Sur ce fumier fleurit une violette : un amour sincère et vrai entre Aldo, ex-futur champion de tennis qui tire l'essentiel de ses ressources de ses talents de gigolo, et Svetlana l'ambitieuse aux moeurs libres qui craque pour celui qui lui ressemble. Car d'origine modeste tous les deux, ils ont besoin d'authenticité dans un milieu frelaté où tout est faux-semblant, sans lâcher cependant leur désir de réussite. Réussiront-ils l'harmonie des contraires ?

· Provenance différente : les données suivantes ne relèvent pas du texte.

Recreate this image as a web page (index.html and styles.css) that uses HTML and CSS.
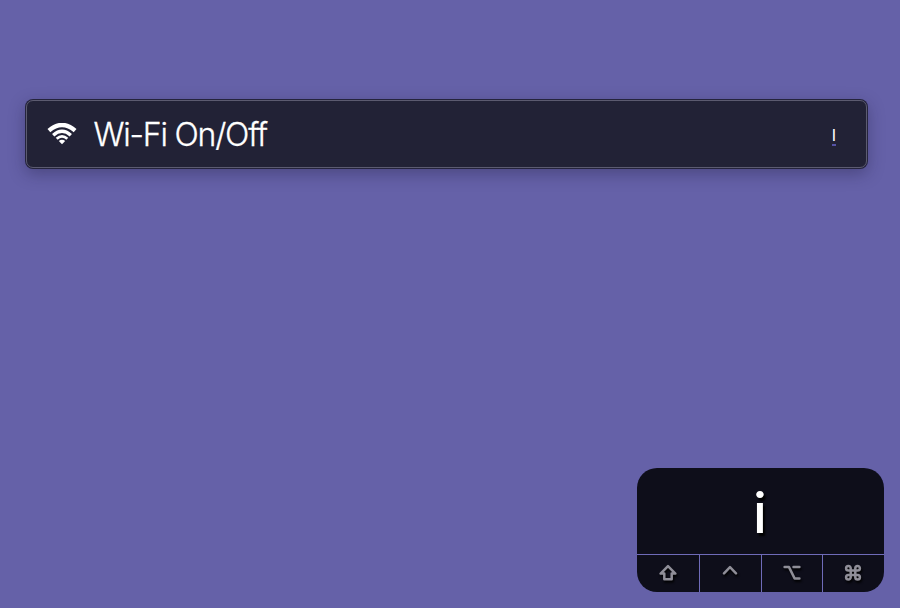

Ce qui rend le livre particulier et particulièrement prenant, ce sont les rôles que se donnent l'auteur : à la fois choeur antique qui assiste à l'événement, le commente, pressent l'avenir, interpelle, met en garde contre la démesure, et deus ex machina orientant les destins; ses décisions retirent à chaque fois aux protagonistes une possibilité d'orientation. A quoi s'ajoute l'inéluctable marche vers les altérations de l'âge et la mort qui anéantise tous les possibles. La vie n'est qu'une soustraction de possibles. D'où le titre. C'est en cassant fréquemment la narration que l'auteur intervient dans la vie de ses personnages, et dans la nôtre, obligés que nous sommes de suivre les ruptures de points de vue. Très souvent les romanciers disent ne pas connaître d'avance “l'histoire” qu'ils vont raconter, elle s'élabore comme en dehors d'eux au fur et à mesure de l'inspiration et de la transpiration. Ici,
Joseph Incardona suit une option différente, il est en permanence tiers intervenant. Une relation intrusive de l'auteur à l'oeuvre qui s'affiche ouvertement et donne une connotation moralisatrice largement noyée dans un style d'un vitriol allègre. La dénonciation par l‘ironie mordante d'une société pourrie dont le clinquant et le faste font rêver les masses, alimentent les magazines people et corrodent le sens moral. Et pourtant, Joseph Cardona “aime” ses personnages chez qui il décèle les failles, la solitude, le besoin de tendresse, l'angoisse du vieillissement, la difficile identité sexuelle, la tristesse d'un amour non payé de retour. Même la Jet set a ses côtés profondément humains et la profusion d'argent n'évite pas la souffrance. Une autre manière de considérer ces pauvres petites filles riches et ces banquiers à l'indigence affective.
Un livre excellent pour apprendre ce qui nous gouverne à l'extérieur et à l'intérieur de nous-mêmes tout en nous distrayant par une écriture particulière.